## START MATERIAL SHOWN

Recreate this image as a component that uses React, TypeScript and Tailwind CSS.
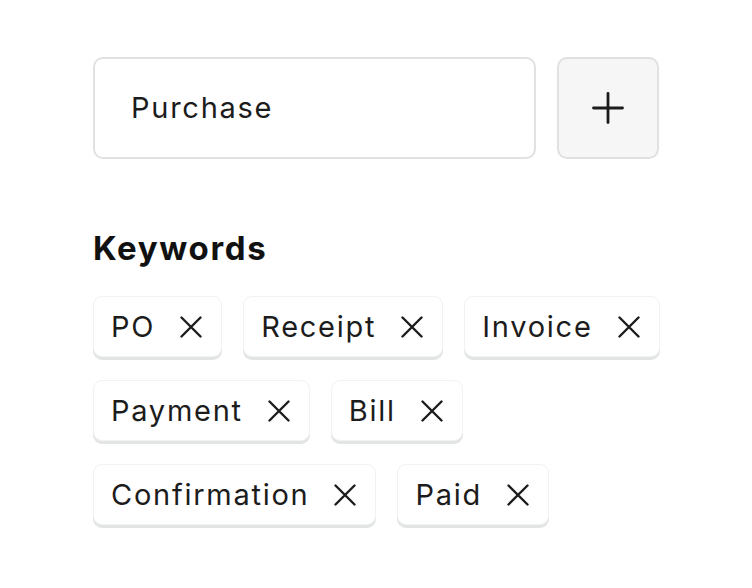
const rows = [
  ["PO", "Receipt", "Invoice"],
  ["Payment", "Bill"],
  ["Confirmation", "Paid"],
];

function CloseIcon() {
  return (
    <svg className="h-[22px] w-[22px] text-[#1c1c1c]" viewBox="0 0 22 22" fill="none" stroke="currentColor" strokeWidth={2.4} strokeLinecap="round">
      <path d="M1.5 1.5l19 19M20.5 1.5l-19 19" />
    </svg>
  );
}

function Chip({ label }: { label: string }) {
  return (
    <div className="flex h-[61px] shrink-0 items-center gap-[25px] rounded-[9px] border border-[#f1f2f2] bg-white pl-[17px] pr-[19px] shadow-[0_3px_0_#e2e5e4]">
      <span className="whitespace-nowrap text-[29px] leading-none tracking-[0.06em] text-[#1c1c1c]">{label}</span>
      <CloseIcon />
    </div>
  );
}

export default function App() {
  return (
    <div
      className="min-h-screen bg-white pl-[93px] pt-[57px]"
      style={{ fontFamily: "Inter, 'Noto Sans', sans-serif" }}
    >
      <div className="w-[566px]">
        <div className="flex gap-[21px]">
          <div className="flex h-[102px] flex-1 items-center rounded-[10px] border-2 border-[#dfe2e1] bg-white pl-[36px]">
            <span className="text-[29px] tracking-[0.06em] text-[#1c1c1c]">Purchase</span>
          </div>
          <button className="flex h-[102px] w-[102px] items-center justify-center rounded-[10px] border-2 border-[#dfe2e1] bg-[#f5f6f5]">
            <svg className="h-[32px] w-[32px] text-[#1c1c1c]" viewBox="0 0 32 32" fill="none" stroke="currentColor" strokeWidth={2.8} strokeLinecap="round">
              <path d="M16 1.5v29M1.5 16h29" />
            </svg>
          </button>
        </div>

        <h2 className="mt-[73px] text-[33px] font-bold leading-none tracking-[0.05em] text-[#111]">Keywords</h2>

        <div className="mt-[31px] flex flex-col gap-y-[23px]">
          {rows.map((row, i) => (
            <div key={i} className="flex gap-x-[21px]">
              {row.map((k) => (
                <Chip key={k} label={k} />
              ))}
            </div>
          ))}
        </div>
      </div>
    </div>
  );
}
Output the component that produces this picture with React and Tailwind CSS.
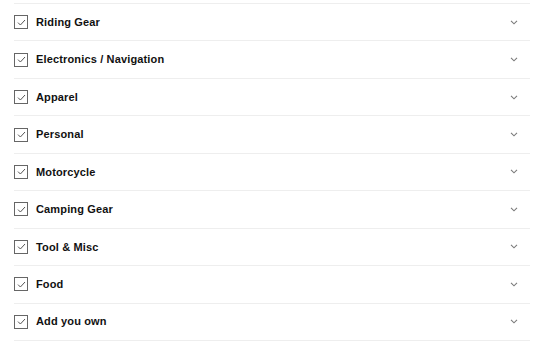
import React from 'react'

const items = [
  'Riding Gear',
  'Electronics / Navigation',
  'Apparel',
  'Personal',
  'Motorcycle',
  'Camping Gear',
  'Tool & Misc',
  'Food',
  'Add you own',
]

function Check() {
  return (
    <span className="flex h-[14px] w-[14px] shrink-0 items-center justify-center border border-[#666666] bg-white">
      <svg width="9" height="7" viewBox="0 0 9 7" fill="none">
        <path d="M1 3.6 L3.4 6 L8 1" stroke="#555" strokeWidth="1" />
      </svg>
    </span>
  )
}

function Chevron() {
  return (
    <svg width="8" height="5" viewBox="0 0 8 5" fill="none">
      <path d="M1 0.8 L4 3.8 L7 0.8" stroke="#7a7a7a" strokeWidth="1.1" />
    </svg>
  )
}

export default function App() {
  return (
    <div className="h-[349px] w-[550px] bg-white pt-[3px]" style={{ fontFamily: '"Liberation Sans", Arial, sans-serif' }}>
      <div className="ml-[14px] w-[516px] border-t border-[#eeeeee]">
        {items.map((name) => (
          <div key={name} className="flex h-[37.45px] items-center border-b border-[#eeeeee]">
            <Check />
            <span className="ml-[8px] flex-1 text-[11px] font-bold tracking-[0.15px] text-[#111111]">{name}</span>
            <span className="mr-[12px] flex items-center">
              <Chevron />
            </span>
          </div>
        ))}
      </div>
    </div>
  )
}
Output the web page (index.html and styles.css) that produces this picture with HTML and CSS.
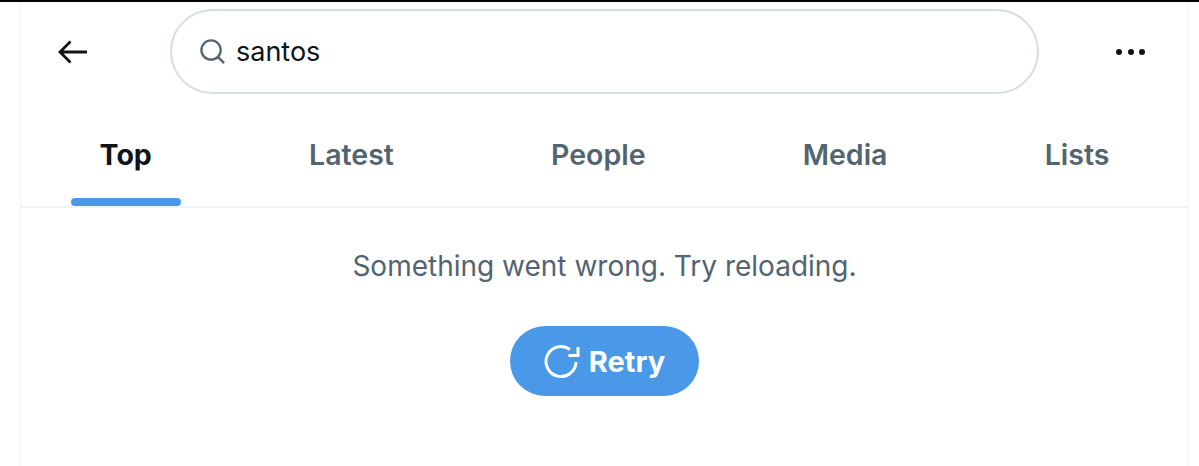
FILE: index.html
```html
<!DOCTYPE html>
<html lang="en">
<head>
  <meta charset="UTF-8">
  <title>santos - Search</title>
  <link rel="stylesheet" href="styles.css">
</head>
<body>

<div class="column">
  <div class="search-bar">
    <button class="back-btn" aria-label="Back">
      <svg viewBox="0 0 30 24" width="30" height="24"><path d="M29 12H2.5M12.5 1.5 2 12l10.5 10.5" fill="none" stroke="#0f1419" stroke-width="2.8"/></svg>
    </button>
    <div class="search-box">
      <svg viewBox="0 0 28 28" width="27" height="27"><circle cx="12.5" cy="12.5" r="10" fill="none" stroke="#536471" stroke-width="2.4"/><path d="M19.8 19.8 26 26" fill="none" stroke="#536471" stroke-width="2.4"/></svg>
      <span class="search-text">santos</span>
    </div>
    <div class="more-btn">
      <span class="dot"></span><span class="dot"></span><span class="dot"></span>
    </div>
  </div>

  <div class="tabs">
    <div class="tab active"><span class="tab-label">Top</span></div>
    <div class="tab"><span class="tab-label">Latest</span></div>
    <div class="tab"><span class="tab-label">People</span></div>
    <div class="tab"><span class="tab-label">Media</span></div>
    <div class="tab"><span class="tab-label">Lists</span></div>
  </div>

  <div class="error">
    <p class="error-text">Something went wrong. Try reloading.</p>
    <button class="retry-btn">
      <svg viewBox="0 0 36 36" width="36" height="36"><path d="M32 19A15 15 0 1 1 26 6.5" fill="none" stroke="#fff" stroke-width="3"/><path d="M34 4V12.5H24.5" fill="none" stroke="#fff" stroke-width="3"/></svg>
      <span>Retry</span>
    </button>
  </div>
</div>

</body>
</html>
```

FILE: styles.css
```css
* {
  box-sizing: border-box;
}

html, body {
  height: 100%;
}

body {
  margin: 0;
  font-family: Inter, "Noto Sans", Arial, sans-serif;
  color: #0f1419;
  background: white;
  border-top: 2px solid #000;
  overflow: hidden;
}

.column {
  width: 1169px;
  height: 100%;
  margin-left: 20px;
  border-left: 1px solid #eff3f4;
  border-right: 1px solid #eff3f4;
}

.search-bar {
  display: flex;
  align-items: center;
  height: 92px;
  padding-top: 7px;
}

.back-btn {
  display: flex;
  width: 149px;
  padding: 0 0 0 37px;
  border: none;
  background: none;
}

.search-box {
  display: flex;
  align-items: center;
  gap: 10px;
  width: 869px;
  height: 85px;
  padding-left: 27px;
  border: 2px solid #d5dee2;
  border-radius: 43px;
}

.search-text {
  font-size: 27px;
}

.more-btn {
  display: flex;
  gap: 5.5px;
  margin-left: 77px;
}

.dot {
  width: 6px;
  height: 6px;
  border-radius: 50%;
  background: #0f1419;
}

.tabs {
  display: flex;
  height: 114px;
  border-bottom: 2px solid #eff3f4;
}

.tab {
  flex: 1 1 auto;
  display: flex;
  justify-content: center;
  font-size: 28.5px;
  font-weight: 600;
  color: #536471;
}

.tab-label {
  position: relative;
  padding-top: 44px;
  line-height: 34px;
}

.tab.active {
  color: #0f1419;
  font-weight: 700;
}

.tab.active .tab-label::after {
  content: "";
  position: absolute;
  left: -29px;
  right: -29px;
  bottom: 0;
  height: 8px;
  border-radius: 4px;
  background: #4a99e9;
}

.error {
  display: flex;
  flex-direction: column;
  align-items: center;
}

.error-text {
  margin: 40px 0 0;
  font-size: 28px;
  line-height: 36px;
  color: #536471;
}

.retry-btn {
  display: flex;
  align-items: center;
  gap: 9px;
  height: 70px;
  margin-top: 42px;
  padding: 0 34px;
  border: none;
  border-radius: 35px;
  background: #4a99e9;
  color: white;
  font-family: inherit;
  font-size: 29px;
  font-weight: 700;
}
```
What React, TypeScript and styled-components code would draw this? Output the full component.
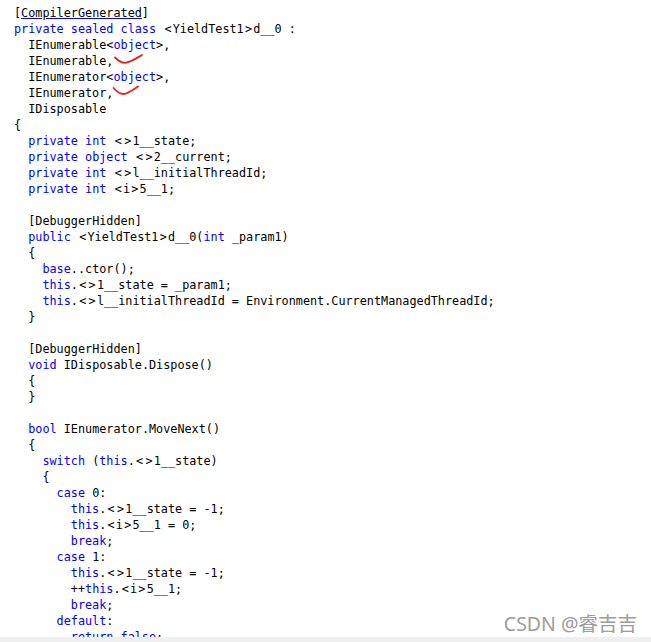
import React from "react";
import styled, { createGlobalStyle } from "styled-components";

const Global = createGlobalStyle`
  html, body { margin: 0; padding: 0; background: #ffffff; }
  body { width: 651px; height: 642px; overflow: hidden; }
`;

const Page = styled.div`
  width: 651px;
  height: 642px;
  display: flex;
  flex-direction: column;
  background: #ffffff;
`;

const Viewer = styled.div`
  position: relative;
  height: 637px;
  overflow: hidden;
  padding: 5px 0 0 14px;
  box-sizing: border-box;
  font-family: "DejaVu Sans Mono", "Liberation Mono", monospace;
  font-size: 11.8px;
  line-height: 16px;
  color: #000000;
`;

const Footer = styled.div`
  flex: 1;
  background: #efefef;
`;

const Line = styled.div<{ $level: number }>`
  height: 16px;
  white-space: pre;
  padding-left: ${(p) => p.$level * 2}ch;
`;

const Kw = styled.span`
  color: #0000ff;
`;

const Angle = styled.span`
  margin: 0 1.2px;
`;

const Attr = styled.span`
  color: #000000;
  text-decoration: underline;
  text-decoration-color: #0000ff;
  text-underline-offset: 1px;
`;

const Mark = styled.svg`
  vertical-align: top;
  overflow: visible;
`;

const Watermark = styled.div`
  position: absolute;
  right: 14px;
  bottom: 1px;
  font-family: "Noto Sans", "Noto Sans CJK SC", sans-serif;
  font-size: 19.5px;
  line-height: 24px;
  color: #9c9c9c;
  white-space: nowrap;
`;

const KEYWORDS = new Set([
  "private", "sealed", "class", "object", "int", "public", "base", "this",
  "void", "bool", "switch", "case", "break", "default", "return", "false",
]);

type Row = { level: number; text: string; mark?: 1 | 2 };

const rows: Row[] = [
  { level: 0, text: "[CompilerGenerated]" },
  { level: 0, text: "private sealed class <YieldTest1>d__0 :" },
  { level: 1, text: "IEnumerable<object>," },
  { level: 1, text: "IEnumerable,", mark: 1 },
  { level: 1, text: "IEnumerator<object>," },
  { level: 1, text: "IEnumerator,", mark: 2 },
  { level: 1, text: "IDisposable" },
  { level: 0, text: "{" },
  { level: 1, text: "private int <>1__state;" },
  { level: 1, text: "private object <>2__current;" },
  { level: 1, text: "private int <>l__initialThreadId;" },
  { level: 1, text: "private int <i>5__1;" },
  { level: 1, text: "" },
  { level: 1, text: "[DebuggerHidden]" },
  { level: 1, text: "public <YieldTest1>d__0(int _param1)" },
  { level: 1, text: "{" },
  { level: 2, text: "base..ctor();" },
  { level: 2, text: "this.<>1__state = _param1;" },
  { level: 2, text: "this.<>l__initialThreadId = Environment.CurrentManagedThreadId;" },
  { level: 1, text: "}" },
  { level: 1, text: "" },
  { level: 1, text: "[DebuggerHidden]" },
  { level: 1, text: "void IDisposable.Dispose()" },
  { level: 1, text: "{" },
  { level: 1, text: "}" },
  { level: 1, text: "" },
  { level: 1, text: "bool IEnumerator.MoveNext()" },
  { level: 1, text: "{" },
  { level: 2, text: "switch (this.<>1__state)" },
  { level: 2, text: "{" },
  { level: 3, text: "case 0:" },
  { level: 4, text: "this.<>1__state = -1;" },
  { level: 4, text: "this.<i>5__1 = 0;" },
  { level: 4, text: "break;" },
  { level: 3, text: "case 1:" },
  { level: 4, text: "this.<>1__state = -1;" },
  { level: 4, text: "++this.<i>5__1;" },
  { level: 4, text: "break;" },
  { level: 3, text: "default:" },
  { level: 4, text: "return false;" },
];

function renderTokens(text: string) {
  if (text === "[CompilerGenerated]") {
    return (
      <>
        [<Attr>CompilerGenerated</Attr>]
      </>
    );
  }
  const generic = text.includes("<object>");
  const parts = text.split(/([A-Za-z_][A-Za-z0-9_]*|[<>])/).filter((p) => p !== "");
  return parts.map((part, i) => {
    if (KEYWORDS.has(part)) return <Kw key={i}>{part}</Kw>;
    if (!generic && (part === "<" || part === ">")) return <Angle key={i}>{part}</Angle>;
    return <React.Fragment key={i}>{part}</React.Fragment>;
  });
}

const Squiggle: React.FC<{ variant: 1 | 2 }> = ({ variant }) =>
  variant === 1 ? (
    <Mark width="30" height="12" viewBox="0 0 30 12">
      <path
        d="M2 4.5 C5 7.5 9 10 12.5 9.8 C17 9.5 23 5.5 29 2"
        fill="none"
        stroke="#e8231f"
        strokeWidth="1.8"
        strokeLinecap="round"
      />
    </Mark>
  ) : (
    <Mark width="28" height="12" viewBox="0 0 28 12">
      <path
        d="M0.5 3 C3.5 6.5 7 9 10.5 9 C15 9 20 5 25 1.5"
        fill="none"
        stroke="#e8231f"
        strokeWidth="1.8"
        strokeLinecap="round"
      />
    </Mark>
  );

export default function App() {
  return (
    <Page>
      <Global />
      <Viewer>
        {rows.map((r, i) => (
          <Line key={i} $level={r.level}>
            {renderTokens(r.text)}
            {r.mark ? <Squiggle variant={r.mark} /> : null}
          </Line>
        ))}
        <Watermark>CSDN @睿吉吉</Watermark>
      </Viewer>
      <Footer />
    </Page>
  );
}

## END MATERIAL SHOWN

**EXERCISE PROMPT:**
Repeat exactly and only the lines from the start of the data above through the line that holds "text-[33px] font-bold leading-none", inclusive. Pictures do not belong in the copy.

**SOLUTION FOR THIS TASK:**
Recreate this image as a component that uses React, TypeScript and Tailwind CSS.
const rows = [
  ["PO", "Receipt", "Invoice"],
  ["Payment", "Bill"],
  ["Confirmation", "Paid"],
];

function CloseIcon() {
  return (
    <svg className="h-[22px] w-[22px] text-[#1c1c1c]" viewBox="0 0 22 22" fill="none" stroke="currentColor" strokeWidth={2.4} strokeLinecap="round">
      <path d="M1.5 1.5l19 19M20.5 1.5l-19 19" />
    </svg>
  );
}

function Chip({ label }: { label: string }) {
  return (
    <div className="flex h-[61px] shrink-0 items-center gap-[25px] rounded-[9px] border border-[#f1f2f2] bg-white pl-[17px] pr-[19px] shadow-[0_3px_0_#e2e5e4]">
      <span className="whitespace-nowrap text-[29px] leading-none tracking-[0.06em] text-[#1c1c1c]">{label}</span>
      <CloseIcon />
    </div>
  );
}

export default function App() {
  return (
    <div
      className="min-h-screen bg-white pl-[93px] pt-[57px]"
      style={{ fontFamily: "Inter, 'Noto Sans', sans-serif" }}
    >
      <div className="w-[566px]">
        <div className="flex gap-[21px]">
          <div className="flex h-[102px] flex-1 items-center rounded-[10px] border-2 border-[#dfe2e1] bg-white pl-[36px]">
            <span className="text-[29px] tracking-[0.06em] text-[#1c1c1c]">Purchase</span>
          </div>
          <button className="flex h-[102px] w-[102px] items-center justify-center rounded-[10px] border-2 border-[#dfe2e1] bg-[#f5f6f5]">
            <svg className="h-[32px] w-[32px] text-[#1c1c1c]" viewBox="0 0 32 32" fill="none" stroke="currentColor" strokeWidth={2.8} strokeLinecap="round">
              <path d="M16 1.5v29M1.5 16h29" />
            </svg>
          </button>
        </div>

        <h2 className="mt-[73px] text-[33px] font-bold leading-none tracking-[0.05em] text-[#111]">Keywords</h2>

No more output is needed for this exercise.